Galveston Island theatres took the worst beating when the storm surge inundated the historic downtown area. The city's proud old Grand 1894 Opera House, home to many small touring productions, suffered major damage to its lower dressing rooms, box office, stage floor, pit and the first ten rows of the 1,000-seat auditorium. Strand Theater, a small 30-year old theatre in the 1897 Opperman Building, and the nearby East End Theater were devastated by storm surge water levels of up to eleven feet that were pushed even higher by swelling waves and hurricane force winds. Reports are that it will take up to eight to ten months to repair the damage to these venues.

Fifty miles inland, Houston experienced less physical damage, but was nevertheless greatly impacted.

The National Tour of THE COLOR PURPLE had been scheduled to open on the Tuesday after the storm at Hobby Center for a two-week run, presented by Theater Under The Stars (WCLO). Though the Center incurred no damage, because of city-imposed curfews due to major power outages, the opening was postponed for one week, essentially cutting in half its scheduled run here.

A few blocks away, the Alley Theatre (LORT) fared much better than it did in 2001 when Tropical Storm Allison did significant damage to one of their two venues. This time they were between shows and incurred only a few minor leaks. However, because of the work time lost as a result of the storm, they did announce a five-day delay for their season-opening production of CYRANO DE BERGERAC.
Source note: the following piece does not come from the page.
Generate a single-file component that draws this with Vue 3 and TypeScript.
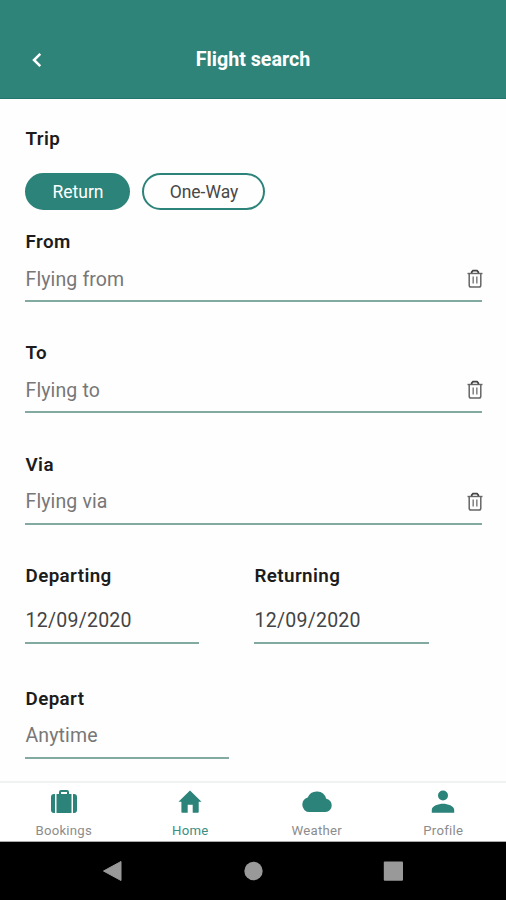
<script setup lang="ts">
import { ref } from 'vue'

interface Place {
  label: string
  hint: string
}

interface Tab {
  name: string
  width: number
  height: number
  path: string
}

const trips: string[] = ['Return', 'One-Way']
const trip = ref('Return')

const places: Place[] = [
  { label: 'From', hint: 'Flying from' },
  { label: 'To', hint: 'Flying to' },
  { label: 'Via', hint: 'Flying via' },
]

const dates = [
  { label: 'Departing', value: '12/09/2020' },
  { label: 'Returning', value: '12/09/2020' },
]

const tabs: Tab[] = [
  {
    name: 'Bookings',
    width: 28,
    height: 24,
    path: 'M5 4V23H4a3 3 0 0 1-3-3V7a3 3 0 0 1 3-3ZM6.500 4H9V2a2 2 0 0 1 2-2h6a2 2 0 0 1 2 2v2h2.500V23H6.500ZM11 2V4h6V2ZM23 4h1a3 3 0 0 1 3 3V20a3 3 0 0 1-3 3h-1Z',
  },
  {
    name: 'Home',
    width: 24,
    height: 24,
    path: 'M12 .5 23.500 11.700H20.700V22a.8.8 0 0 1-.8.8H14.700V14.800H9.700V22.800H4.200a.8.8 0 0 1-.8-.8V11.700H.5Z',
  },
  {
    name: 'Weather',
    width: 30,
    height: 24,
    path: 'M24.200 8.800A9.800 9.800 0 0 0 5.700 7.600 7.700 7.700 0 0 0 .3 14.500a7.300 7.300 0 0 0 7.400 7.600H23.400a6.600 6.600 0 0 0 6.300-6.700 6.500 6.500 0 0 0-5.500-6.600Z',
  },
  {
    name: 'Profile',
    width: 24,
    height: 24,
    path: 'M12 .5a5 5 0 1 0 0 10 5 5 0 0 0 0-10ZM12 13.800c-4.500 0-11.200 2.200-11.200 6v3h22.400v-3c0-3.800-6.700-6-11.200-6Z',
  },
]
const activeTab = ref('Home')
</script>

<template>
  <div class="screen">
    <header class="header">
      <button class="back" aria-label="Back">
        <svg width="12" height="16" viewBox="0 0 12 16">
          <path d="M9.300 1.800 3 8l6.300 6.200" fill="none" stroke="#fff" stroke-width="2.500" />
        </svg>
      </button>
      <h1 class="title">Flight search</h1>
    </header>

    <main class="form">
      <h2 class="label trip-label">Trip</h2>
      <div class="pills">
        <button
          v-for="t in trips"
          :key="t"
          class="pill"
          :class="{ selected: trip === t }"
          @click="trip = t"
        >{{ t }}</button>
      </div>

      <section v-for="p in places" :key="p.label" class="place">
        <h2 class="label">{{ p.label }}</h2>
        <div class="field">
          <span class="hint">{{ p.hint }}</span>
          <svg class="trash" width="16" height="20" viewBox="0 0 16 20" fill="none" stroke="#666">
            <path d="M.5 4.500H15.500" stroke-width="1.400" />
            <path d="M4.700 4V3L6 1.600H10L11.300 3V4" stroke-width="1.800" stroke="#444" />
            <path d="M2.200 5V16.200a1.800 1.800 0 0 0 1.800 1.800H12a1.800 1.800 0 0 0 1.800-1.800V5" stroke-width="1.500" />
            <path d="M6.200 7.500V14.500M9.800 7.500V14.500" stroke-width="1.600" stroke="#888" />
          </svg>
        </div>
      </section>

      <div class="dates">
        <section v-for="d in dates" :key="d.label">
          <h2 class="label">{{ d.label }}</h2>
          <div class="field date">{{ d.value }}</div>
        </section>
      </div>

      <section class="time">
        <h2 class="label">Depart</h2>
        <div class="field"><span class="hint">Anytime</span></div>
      </section>
    </main>

    <nav class="tabs">
      <button
        v-for="tab in tabs"
        :key="tab.name"
        class="tab"
        :class="{ active: activeTab === tab.name }"
        @click="activeTab = tab.name"
      >
        <svg :width="tab.width" :height="tab.height" :viewBox="`0 0 ${tab.width} ${tab.height}`">
          <path :d="tab.path" fill="#2b8379" fill-rule="evenodd" />
        </svg>
        <span>{{ tab.name }}</span>
      </button>
    </nav>

    <footer class="system">
      <svg width="20" height="22" viewBox="0 0 20 22">
        <path d="M18 1.500V20.500L.5 11Z" fill="#999" stroke="#999" stroke-linejoin="round" />
      </svg>
      <svg width="20" height="22" viewBox="0 0 20 22">
        <circle cx="10.500" cy="11" r="9.200" fill="#999" />
      </svg>
      <svg width="20" height="22" viewBox="0 0 20 22">
        <rect x=".8" y="1.500" width="19.200" height="19.200" rx="1" fill="#999" />
      </svg>
    </footer>
  </div>
</template>

<style>
body {
  margin: 0;
  background: #fff;
}
</style>

<style scoped>
.screen {
  display: flex;
  flex-direction: column;
  width: 506px;
  height: 900px;
  overflow: hidden;
  background: #fefefe;
  color: #1c1c1c;
  font-family: Roboto, sans-serif;
}
button {
  margin: 0;
  border: 0;
  padding: 0;
  background: none;
  font-family: inherit;
}
.header {
  display: grid;
  grid-template-columns: 50px 1fr 50px;
  align-items: center;
  box-sizing: border-box;
  height: 99px;
  padding-top: 21px;
  border-bottom: 1px solid #21766c;
  background: #2f847a;
  color: #fff;
}
.back {
  display: flex;
  justify-content: flex-end;
  padding: 1px 7px 0 0;
}
.title {
  margin: 0;
  font-size: 19.700px;
  font-weight: 700;
  line-height: 24px;
  text-align: center;
}
.form {
  flex: 1;
  box-sizing: border-box;
  padding: 27px 24px 0 25px;
}
.label {
  margin: 0;
  padding-left: 0.500px;
  font-size: 18.800px;
  font-weight: 600;
  line-height: 24px;
  letter-spacing: 0.400px;
}
.trip-label {
  padding-top: 1px;
}
.pills {
  display: flex;
  gap: 12px;
  height: 37px;
  margin: 22px 0 20px;
}
.pill {
  box-sizing: border-box;
  width: 123px;
  padding-left: 1px;
  border: 2px solid #2b8379;
  border-radius: 19px;
  color: #484848;
  font-size: 17.500px;
  letter-spacing: 0;
}
.pill.selected {
  width: 105px;
  background: #2b8379;
  color: #fff;
}
.place {
  height: 111.300px;
}
.field {
  display: flex;
  align-items: center;
  justify-content: space-between;
  box-sizing: border-box;
  height: 48px;
  padding: 4px 0 0 0.500px;
  border-bottom: 2px solid #82aaa1;
  font-size: 19.500px;
  letter-spacing: 0.120px;
}
.trash {
  margin-right: -1px;
}
.hint {
  color: #777;
}
.date {
  letter-spacing: 0.250px;
}
.dates {
  display: grid;
  grid-template-columns: 174px 175px;
  column-gap: 55px;
  height: 123px;
}
.field.date {
  height: 56px;
  padding-top: 12px;
  color: #444;
}
.time {
  width: 204px;
}
.tabs {
  display: grid;
  grid-template-columns: repeat(4, 1fr);
  box-sizing: border-box;
  height: 61px;
  border-top: 2px solid #f0f1f1;
  border-bottom: 1px solid #aaa;
  background: #fff;
}
.tab {
  display: flex;
  flex-direction: column;
  align-items: center;
  padding: 7px 0 0 1px;
  color: #8c8c8c;
  font-size: 13.200px;
  line-height: 16px;
  letter-spacing: 0.250px;
}
.tab span {
  margin-top: 9px;
}
.tab.active {
  color: #3b8d83;
}
.system {
  display: flex;
  justify-content: center;
  gap: 120px;
  box-sizing: border-box;
  height: 58px;
  padding-top: 18px;
  background: #000;
}
</style>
For the smaller venues not in the downtown area, the city curfew, power outages and storm related damages caused major headaches for some theatres.

Of Houston's two SPT 3 theatres, Stages Repertory Theatre and Main Street Theater, hardest hit was Stages, which has two performing spaces, and was already in performance with its world premiere musical, UNBEATABLE, AND ALWAYS…PATSY CLINE. Stages experienced several roof leaks that damaged carpets, flooring, costumes, musical instruments and musical scores. They were without power for 12 days, and both shows were cancelled for two weeks while the staff scrambled to find a new temporary home. Ultimately, both productions moved to the much larger Zilkah Hall at the Hobby Center where they played in repertory before moving back home on October 7.

Meanwhile, Main Street Theater was in performance with Wendy Wasserstein's THIRD at their Chelsea Market theatre. After two weeks without power, however, they remounted the show in their smaller Times Boulevard arena space. The show played there for one weekend, after which the Chelsea space regained power and the production moved once again.

Elsewhere in town, A.D. Players had only a few minor leaks, but the power outage and curfew problems delayed their opening of ALL I REALLY NEED TO KNOW I LEARNED IN KINDERGARTEN. By the following weekend they were back in business. At Ensemble Theatre water leaks in some areas caused them to delay by one week their season opening production of August Wilson's RADIO GOLF. And across town at Theater LaB, structural damage from falling trees has caused them to postpone their October show until later in the season.

Luisa Amaral-Smith, AEA Liaison Chair, reports that: "Our Liaison Committee members have been busy networking with their local theatre producer contacts to monitor and assess the disruptions caused by Hurricane Ike. Obviously, here in the Gulf Coast, our theatre community is very vulnerable to the trauma and costly disruptions hurricanes can deliver."